Futures Movers: Oil prices tick higher ahead of U.S. data expected to show a drop in stocks

Oil prices were marginally higher Wednesday, trying for a third gain in four days, ahead of weekly U.S. data that is expected to show a fall in stocks.

The reinstatement this week of the first phase of U.S. sanctions against major producer Iran also continued to underpin prices.

On the New York Mercantile Exchange, West Texas Intermediate futures CLU8, +0.04% for September delivery rose 11 cents, or 0.2%, to $ 69.28 a barrel. Their settlement Tuesday at $ 69.17 marked the highest level for the most-active contract since July 30, according to Dow Jones Market Data.

Brent crude for October LCOV8, -0.04% the global benchmark, was up 3 cents, or less than 0.1%, to $ 74.68 a barrel. Its finish Tuesday at $ 73.75 a barrel on London’s Intercontinental Exchange was the highest close in more than a week.

The U.S. Energy Information Administration is due to publish stocks-and-production data Wednesday, with analysts surveyed by The Wall Street Journal estimating inventories fell by 2.3 million barrels in the week ended Aug. 3. Industry group the American Petroleum Institute said its own data for the week showed a decrease of 6 million barrels in crude inventories.

Meanwhile, the U.S. Energy Information Administration on Tuesday afternoon lowered its 2019 forecast on U.S. crude-oil production to 11.7 million barrels a day, versus 11.8 million barrels a day issued in July. It also now expects 2018 output at 10.7 million barrels per day, fractionally down from 10.79 million barrels projected last month.

With global supplies in focus, Iran sanctions remain a key factor in the trading background.

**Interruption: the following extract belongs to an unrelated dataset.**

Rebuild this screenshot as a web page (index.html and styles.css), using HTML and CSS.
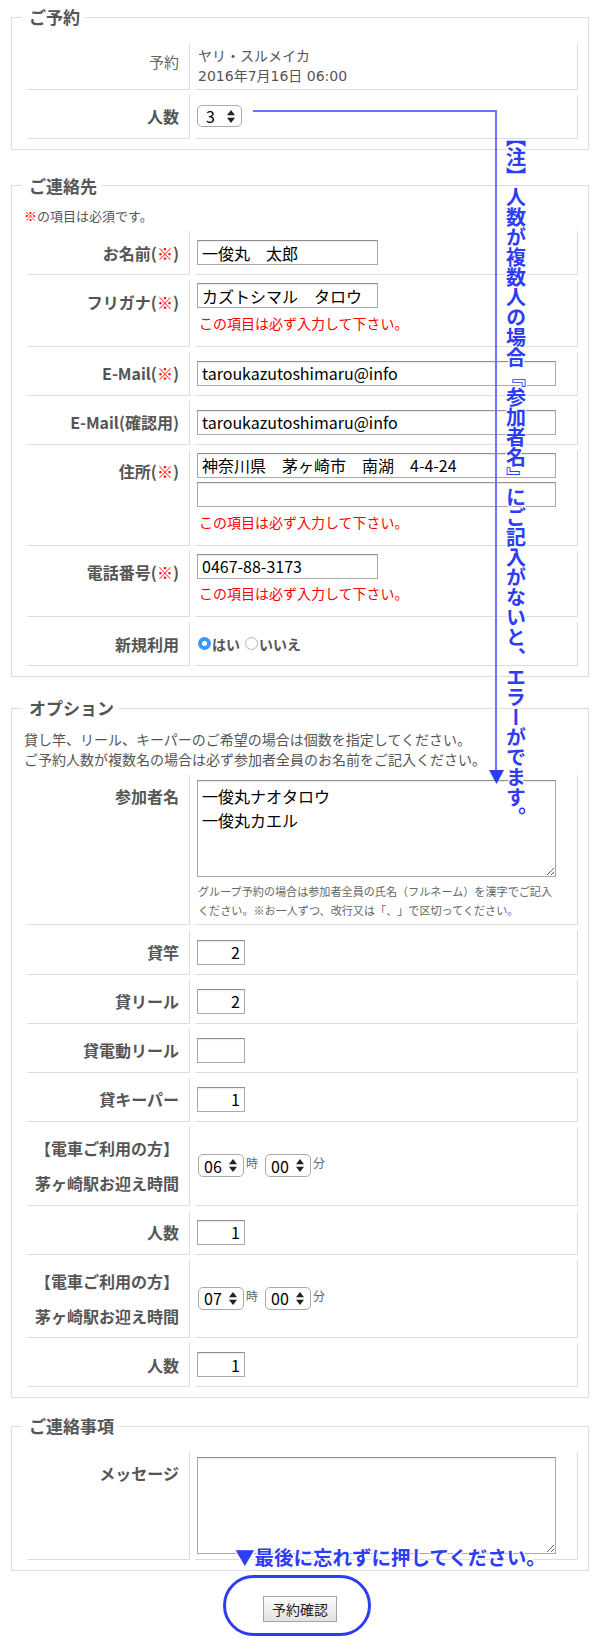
FILE: index.html
```html
<!DOCTYPE html>
<html lang="ja">
<head>
<meta charset="utf-8">
<title>ご予約</title>
<link rel="stylesheet" href="styles.css">
</head>
<body>
<div class="page">
  <form class="form">
    <fieldset class="fs fs1">
      <legend>ご予約</legend>
      <table class="ftable">
        <tr><th class="plain">予約</th><td><div class="info">ヤリ・スルメイカ<br>2016年7月16日 06:00</div></td></tr>
        <tr><th>人数</th><td><select class="sel sel-num"><option>3</option></select></td></tr>
      </table>
    </fieldset>

    <fieldset class="fs fs2">
      <legend>ご連絡先</legend>
      <p class="note"><span class="req">※</span>の項目は必須です。</p>
      <table class="ftable">
        <tr><th>お名前(<span class="req">※</span>)</th><td><input class="txt short" type="text" value="一俊丸　太郎"></td></tr>
        <tr><th>フリガナ(<span class="req">※</span>)</th><td><input class="txt short" type="text" value="カズトシマル　タロウ"><div class="err">この項目は必ず入力して下さい。</div></td></tr>
        <tr><th>E-Mail(<span class="req">※</span>)</th><td><input class="txt long" type="text" value="taroukazutoshimaru@info"></td></tr>
        <tr><th>E-Mail(確認用)</th><td><input class="txt long" type="text" value="taroukazutoshimaru@info"></td></tr>
        <tr><th>住所(<span class="req">※</span>)</th><td><input class="txt long" type="text" value="神奈川県　茅ヶ崎市　南湖　4-4-24"><input class="txt long second" type="text" value=""><div class="err">この項目は必ず入力して下さい。</div></td></tr>
        <tr><th>電話番号(<span class="req">※</span>)</th><td><input class="txt short" type="text" value="0467-88-3173"><div class="err">この項目は必ず入力して下さい。</div></td></tr>
        <tr><th>新規利用</th><td><div class="radios"><label class="rad"><input type="radio" name="new" checked><span>はい</span></label><label class="rad"><input type="radio" name="new"><span>いいえ</span></label></div></td></tr>
      </table>
    </fieldset>

    <fieldset class="fs fs3">
      <legend>オプション</legend>
      <p class="desc">貸し竿、リール、キーパーのご希望の場合は個数を指定してください。<br>ご予約人数が複数名の場合は必ず参加者全員のお名前をご記入ください。</p>
      <table class="ftable">
        <tr><th>参加者名</th><td><textarea class="area">一俊丸ナオタロウ
一俊丸カエル</textarea><p class="hint">グループ予約の場合は参加者全員の氏名（フルネーム）を漢字でご記入<br>ください。※お一人ずつ、改行又は「、」で区切ってください。</p></td></tr>
        <tr><th>貸竿</th><td><input class="txt num" type="text" value="2"></td></tr>
        <tr><th>貸リール</th><td><input class="txt num" type="text" value="2"></td></tr>
        <tr><th>貸電動リール</th><td><input class="txt num" type="text" value=""></td></tr>
        <tr><th>貸キーパー</th><td><input class="txt num" type="text" value="1"></td></tr>
        <tr><th>【電車ご利用の方】<br>茅ヶ崎駅お迎え時間</th><td><div class="time"><select class="sel sel-time"><option>06</option></select><span class="unit">時</span><select class="sel sel-time"><option>00</option></select><span class="unit">分</span></div></td></tr>
        <tr><th>人数</th><td><input class="txt num" type="text" value="1"></td></tr>
        <tr><th>【電車ご利用の方】<br>茅ヶ崎駅お迎え時間</th><td><div class="time"><select class="sel sel-time"><option>07</option></select><span class="unit">時</span><select class="sel sel-time"><option>00</option></select><span class="unit">分</span></div></td></tr>
        <tr><th>人数</th><td><input class="txt num" type="text" value="1"></td></tr>
      </table>
    </fieldset>

    <fieldset class="fs fs4">
      <legend>ご連絡事項</legend>
      <table class="ftable">
        <tr><th>メッセージ</th><td><textarea class="area msg"></textarea></td></tr>
      </table>
    </fieldset>

    <div class="submit"><button type="button" class="btn">予約確認</button></div>
  </form>

  <svg class="annot-svg" width="602" height="1646" viewBox="0 0 602 1646" aria-hidden="true">
    <polyline points="253,111 496,111 496,771" fill="none" stroke="#6a74ff" stroke-width="2"/>
    <polygon points="489,770 504,770 496.5,784" fill="#2e3cf2"/>
    <rect x="224.5" y="1576.5" width="145" height="58" rx="29" ry="29" fill="none" stroke="#2e3cf2" stroke-width="3"/>
  </svg>
  <div class="annot-v">【注】人数が複数人の場合『参加者名』にご記入がないと、エラーがでます。</div>
  <div class="annot-b">▼最後に忘れずに押してください。</div>
</div>
</body>
</html>
```

FILE: styles.css
```css
html, body {
  margin: 0;
  padding: 0;
  background: #fff;
}

body {
  font-family: "Noto Sans CJK JP", "Noto Sans", sans-serif;
  color: #555;
  text-spacing-trim: space-all;
}

.page {
  position: relative;
  width: 602px;
  height: 1646px;
  box-sizing: border-box;
  padding: 5px 13px 0 11px;
}

.form {
  margin: 0;
}

.fs {
  margin: 0;
  min-width: 0;
  border: 1px solid #ddd;
  padding: 8.5px 5px 5px 10px;
}

.fs2 { margin-top: 24px; }
.fs3 { margin-top: 19px; }
.fs4 { margin-top: 16px; }

.fs legend {
  font-size: 17px;
  font-weight: 700;
  line-height: 24px;
  color: #555;
  padding: 0 5px 0 7px;
}

.note {
  margin: 0;
  padding-left: 2px;
  font-size: 13px;
  line-height: 20px;
  color: #555;
}

.desc {
  margin: 0;
  padding-left: 2px;
  font-size: 14px;
  line-height: 20.5px;
  color: #555;
}

.req {
  color: #f00;
  font-weight: 400;
}

.ftable {
  width: 100%;
  table-layout: fixed;
  border-collapse: separate;
  border-spacing: 5px;
}

.ftable th {
  box-sizing: border-box;
  width: 163px;
  padding: 4.5px 10px 4px 0;
  text-align: right;
  vertical-align: top;
  font-size: 16px;
  font-weight: 700;
  line-height: 34.6px;
  color: #555;
  white-space: nowrap;
  border-right: 1px solid #ddd;
  border-bottom: 1px solid #ddd;
}

.ftable th.plain {
  font-weight: 400;
  font-size: 15px;
  color: #666;
  padding-top: 2.5px;
}

.ftable td {
  padding: 3px 2px;
  vertical-align: middle;
  border-right: 1px solid #ddd;
  border-bottom: 1px solid #ddd;
}

.info {
  font-family: "DejaVu Sans", "Noto Sans CJK JP", sans-serif;
  font-size: 14px;
  line-height: 20px;
  color: #555;
  padding-left: 1px;
}

.txt {
  display: block;
  box-sizing: border-box;
  height: 25px;
  margin: 0;
  padding: 0 4px;
  border: 1px solid #aaa;
  border-top-color: #8f8f8f;
  box-shadow: inset 0 1px 1px rgba(0, 0, 0, 0.08);
  background: #fff;
  font-family: "Noto Sans CJK JP", "Noto Sans", sans-serif;
  font-size: 16px;
  color: #000;
  border-radius: 0;
  outline: none;
}

.txt.short { width: 181px; }
.txt.long { width: 359px; }
.txt.second { margin-top: 4.5px; }
.txt.num {
  width: 48px;
  text-align: right;
  padding-right: 4px;
}

.err {
  margin: 4.5px 0 10px;
  font-size: 14px;
  line-height: 20px;
  color: #f00;
  padding-left: 2px;
}

.sel {
  -webkit-appearance: none;
  appearance: none;
  display: block;
  box-sizing: border-box;
  margin: 0;
  border: 1px solid #aaa;
  border-radius: 5px;
  background: #fff url("data:image/svg+xml;utf8,<svg xmlns='http://www.w3.org/2000/svg' width='8' height='13' viewBox='0 0 8 13'><path d='M4 0 L8 5.2 H0 Z M0 7.8 H8 L4 13 Z' fill='%23222'/></svg>") no-repeat right 6px center;
  font-family: "Noto Sans CJK JP", "Noto Sans", sans-serif;
  font-size: 16px;
  color: #000;
  line-height: 20px;
}

.sel-num {
  width: 45px;
  height: 22px;
  padding: 0 16px 0 8px;
}

.sel-time {
  width: 46px;
  height: 23px;
  padding: 0 14px 0 5px;
}

.time {
  display: flex;
  align-items: flex-start;
  padding-left: 1px;
}

.unit {
  font-size: 12px;
  line-height: 17px;
  color: #666;
  margin: 0 7px 0 2px;
}

.radios {
  display: flex;
  align-items: center;
  font-size: 14px;
  font-weight: 700;
  color: #555;
  padding-left: 1px;
}

.rad {
  display: flex;
  align-items: center;
  margin-right: 5px;
}

.rad input {
  -webkit-appearance: none;
  appearance: none;
  width: 13px;
  height: 13px;
  margin: 0 1px 0 0;
  border-radius: 50%;
  border: 1px solid #b5b5b5;
  background: #fff;
  box-sizing: border-box;
}

.rad input:checked {
  border: none;
  background: radial-gradient(circle, #fff 0 2.2px, #3b99fc 2.8px);
}

.area {
  display: block;
  box-sizing: border-box;
  width: 359px;
  height: 97px;
  margin: 2px 0 0;
  padding: 3px 4px;
  border: 1px solid #aaa;
  border-top-color: #8f8f8f;
  box-shadow: inset 0 1px 1px rgba(0, 0, 0, 0.08);
  font-family: "Noto Sans CJK JP", "Noto Sans", sans-serif;
  font-size: 16px;
  line-height: 24px;
  color: #000;
  border-radius: 0;
  outline: none;
}

.area.msg {
  margin: 2px 0;
}

.hint {
  margin: 5.5px 0 2px;
  padding-left: 1px;
  font-size: 11.1px;
  line-height: 18.5px;
  color: #666;
  white-space: nowrap;
}

.submit {
  text-align: center;
  margin-top: 25px;
  padding-left: 0;
}

.btn {
  width: 74px;
  height: 26px;
  padding: 0;
  border: 1px solid #a5a5a5;
  border-radius: 0;
  background: linear-gradient(#fcfcfc, #e2e2e2);
  font-family: "Noto Sans CJK JP", "Noto Sans", sans-serif;
  font-size: 14px;
  color: #222;
}

.annot-svg {
  position: absolute;
  left: 0;
  top: 0;
  pointer-events: none;
}

.annot-v {
  position: absolute;
  left: 505.5px;
  top: 126.7px;
  writing-mode: vertical-rl;
  font-size: 20px;
  line-height: 20px;
  font-weight: 700;
  color: #2e3cf2;
  white-space: nowrap;
  text-shadow: 1px 0 0 #fff, -1px 0 0 #fff, 0 1px 0 #fff, 0 -1px 0 #fff, 1px 1px 0 #fff, -1px -1px 0 #fff, 1px -1px 0 #fff, -1px 1px 0 #fff;
}

.annot-b {
  position: absolute;
  left: 235px;
  top: 1544px;
  font-size: 19.5px;
  line-height: 25px;
  font-weight: 700;
  color: #2e3cf2;
  white-space: nowrap;
  text-shadow: 1px 0 0 #fff, -1px 0 0 #fff, 0 1px 0 #fff, 0 -1px 0 #fff, 1px 1px 0 #fff, -1px -1px 0 #fff, 1px -1px 0 #fff, -1px 1px 0 #fff;
}
```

President Donald Trump on Monday signed an executive order restoring sanctions that will bar the sale of the dollar to the Islamic Republic’s government and outlaw the purchase of its sovereign debt, among other measures, including those that could eventually touch its oil market. Partial sanctions came into effect early Tuesday, with more severe sanctions set for the next 90 days.

Energy market participants estimate that the sanctions, in full force, could block more than 1 million barrels a day of Iran’s roughly 2.5 million barrels a day of crude exports.

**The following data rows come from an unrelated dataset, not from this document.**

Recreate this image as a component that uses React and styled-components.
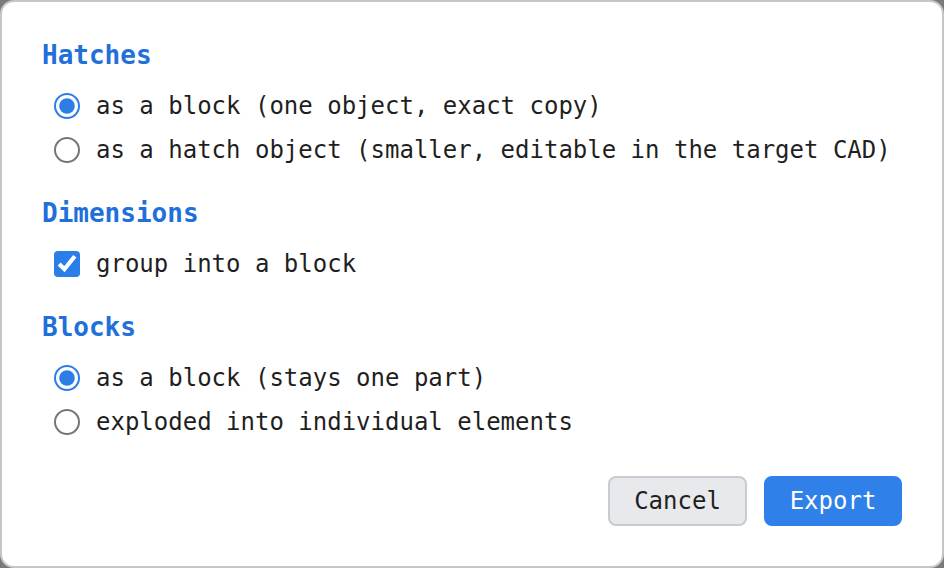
import styled, { createGlobalStyle } from "styled-components";

const GlobalStyle = createGlobalStyle`
  html, body {
    margin: 0;
    padding: 0;
    background: #7a7a7a;
  }
  * {
    box-sizing: border-box;
  }
`;

const sections = [
  {
    title: "Hatches",
    type: "radio",
    name: "hatches",
    options: [
      { label: "as a block (one object, exact copy)", checked: true },
      { label: "as a hatch object (smaller, editable in the target CAD)" },
    ],
  },
  {
    title: "Dimensions",
    type: "checkbox",
    name: "dimensions",
    options: [{ label: "group into a block", checked: true }],
  },
  {
    title: "Blocks",
    type: "radio",
    name: "blocks",
    options: [
      { label: "as a block (stays one part)", checked: true },
      { label: "exploded into individual elements" },
    ],
  },
];

const App = () => {
  return (
    <>
      <GlobalStyle />
      <Dialog>
        {sections.map((section) => (
          <Section key={section.name}>
            <Heading>{section.title}</Heading>
            <Options>
              {section.options.map((option, index) => (
                <Option key={index}>
                  <Input
                    type={section.type}
                    name={section.name}
                    defaultChecked={!!option.checked}
                  />
                  <span>{option.label}</span>
                </Option>
              ))}
            </Options>
          </Section>
        ))}
        <Footer>
          <Button>Cancel</Button>
          <Button primary>Export</Button>
        </Footer>
      </Dialog>
    </>
  );
};

const Dialog = styled.div`
  width: 944px;
  height: 568px;
  display: flex;
  flex-direction: column;
  padding: 38px 40px 40px 40px;
  background: #ffffff;
  border: 2px solid #c3c6cb;
  border-radius: 14px;
  font-family: "DejaVu Sans Mono", "Liberation Mono", monospace;
  color: #1f1f22;
`;

const Section = styled.section`
  display: flex;
  flex-direction: column;
  & + & {
    margin-top: 34px;
  }
`;

const Heading = styled.h2`
  margin: 0;
  font-size: 26px;
  line-height: 30px;
  font-weight: 700;
  color: #1f70d9;
`;

const Options = styled.div`
  display: flex;
  flex-direction: column;
  gap: 16px;
  margin-top: 22px;
`;

const Option = styled.label`
  display: flex;
  align-items: center;
  gap: 16px;
  padding-left: 12px;
  height: 28px;
  font-size: 24px;
  line-height: 28px;
  white-space: nowrap;
`;

const Input = styled.input`
  margin: 0;
  width: 13px;
  height: 13px;
  zoom: 2;
  accent-color: #2b7de8;
  flex-shrink: 0;
`;

const Footer = styled.div`
  margin-top: auto;
  display: flex;
  justify-content: flex-end;
  gap: 17px;
`;

const Button = styled.button`
  width: ${(props) => (props.primary ? "138px" : "139px")};
  height: 50px;
  border-radius: 8px;
  border: 2px solid ${(props) => (props.primary ? "#2f80e8" : "#c8cbd0")};
  background: ${(props) => (props.primary ? "#2f80e8" : "#e8e9ed")};
  color: ${(props) => (props.primary ? "#ffffff" : "#1f1f22")};
  font-family: "DejaVu Sans Mono", "Liberation Mono", monospace;
  font-size: 24px;
  line-height: 28px;
  padding: 0;
`;

export default App;
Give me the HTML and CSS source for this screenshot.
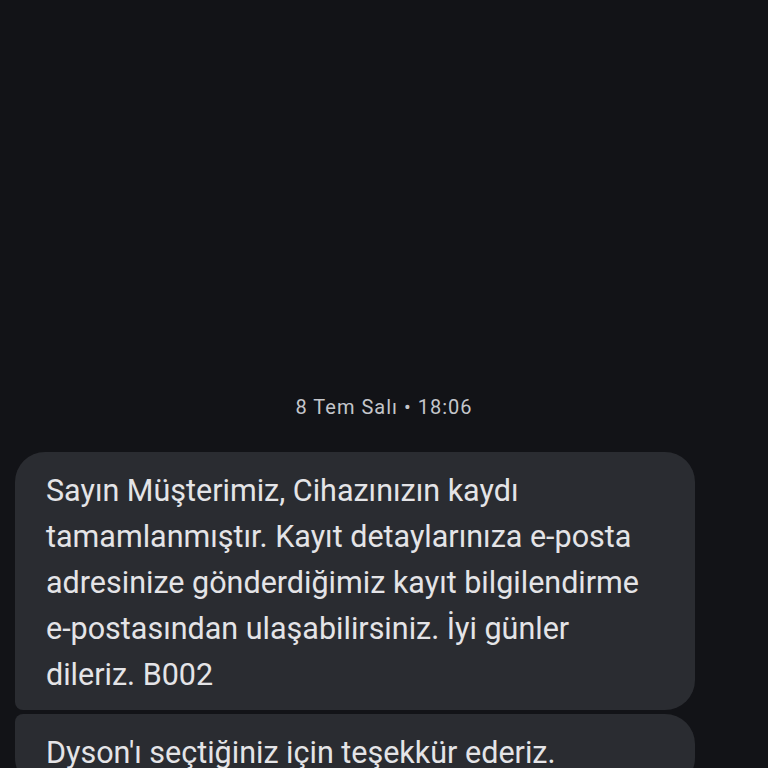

But analysts also said the impact on the market could be muted, in large part as other producers could fill the gap. The Organization of the Petroleum Exporting Countries and producers outside the cartel, including Russia, agreed in late June to begin ramping up output after more than a year of cutting production.

“We view that it is very unlikely that the U.S. administration will be successful in reducing Iranian exports to zero. Our expectation is for this more aggressive U.S. threat of sanctions to force around 800,000 to 1 million barrels a day of Iranian crude off the market by November,” said Ehsan Khoman, head of research for the MENA region at MUFG bank.

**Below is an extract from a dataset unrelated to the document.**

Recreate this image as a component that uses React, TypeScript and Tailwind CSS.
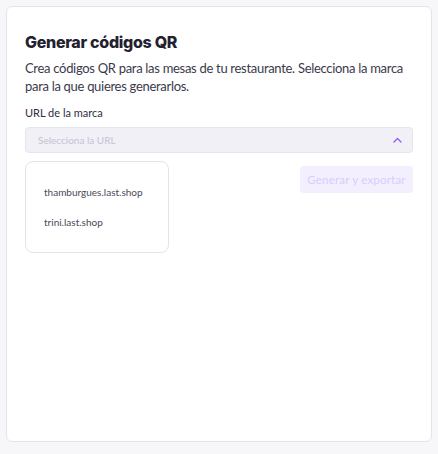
export default function App() {
  return (
    <div className="h-[454px] w-[438px] bg-[#f7f7fa] p-[6px]">
      <div className="flex h-[436px] flex-col rounded-[6px] border border-[#e4e3ec] bg-white pl-[18px] pr-[18px] pt-[23px] font-['Lato',sans-serif]">
        <h1 className="font-['Inter',sans-serif] text-[16px] font-extrabold leading-[24px] tracking-[-0.3px] text-[#23212f]">
          Generar códigos QR
        </h1>
        <p className="mt-[5px] text-[13px] leading-[18px] tracking-[-0.3px] text-[#3b3a4a]">
          Crea códigos QR para las mesas de tu restaurante. Selecciona la marca para la que quieres generarlos.
        </p>
        <label className="mt-[10px] text-[11px] leading-[16px] text-[#2f2e3c]">URL de la marca</label>
        <div className="mt-[6px] flex h-[26px] items-center justify-between rounded-[4px] border border-[#e6e5ee] bg-[#f1f0f6] pl-[12px] pr-[10px]">
          <span className="text-[10px] text-[#c4c2d4]">Selecciona la URL</span>
          <svg width="9" height="6" viewBox="0 0 9 6" fill="none">
            <path d="M1 5 L4.5 1.5 L8 5" stroke="#8b5cf6" strokeWidth="1.3" strokeLinecap="round" strokeLinejoin="round" />
          </svg>
        </div>
        <div className="mt-[8px] flex items-start justify-between">
          <div className="flex h-[92px] w-[144px] flex-col gap-[18px] rounded-[8px] border border-[#e4e3ec] pl-[18px] pt-[24px]">
            <span className="text-[10px] leading-[12px] text-[#4a4958]">thamburgues.last.shop</span>
            <span className="text-[10px] leading-[12px] text-[#4a4958]">trini.last.shop</span>
          </div>
          <button className="mt-[5px] h-[27px] w-[113px] rounded-[4px] bg-[#f3efff] text-[11.5px] tracking-[0.2px] text-[#d8cdfb]">
            Generar y exportar
          </button>
        </div>
      </div>
    </div>
  );
}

Iran is currently exporting around 2.2 million barrels a day.

Analysts pointed to multiple supply risks beyond Iran that were helping support Brent prices near a more than three-year high of $ 80.50 a barrel hit in May.

“We know the situation in Libya is unstable…and also in places like Nigeria, but really the big wild card is Venezuela,” said Harry Tchilinguirian, senior oil strategist at BNP Paribas. An economic crisis in Venezuela has caused a sharp drop in oil production and exports, with analysts predicting a continued decline.

Global markets were also monitoring the escalating trade tensions between the U.S. and China as state-owned Chinese companies looked to replace U.S. crude with alternatives ahead of expected tariffs. China was the third-largest importer of U.S. crude in the first quarter of the year, according to EIA data.

“China’s commodity import volumes revived in July, but from a low base a month earlier. Indeed, we think import volumes will fall back in the coming months in line with the slowdown in economic activity,” said Caroline Bain, chief commodities economist with Capital Economics. “Although oil imports rose, they remained fairly low in July as the small refineries struggle with high crude prices and an increased tax burden.”

Among refined products trading, September gasoline RBU8, -0.50% fell less than 0.1% to $ 2.0952 a gallon, while September heating oil HOU8, +0.09% gained 0.1% to $ 2.1717 a gallon.

September natural gas NGU18, +0.03% traded little changed at $ 2.897 per million British thermal units, holding at around its highest level since early July for a most-active contract and trying for four straight gains.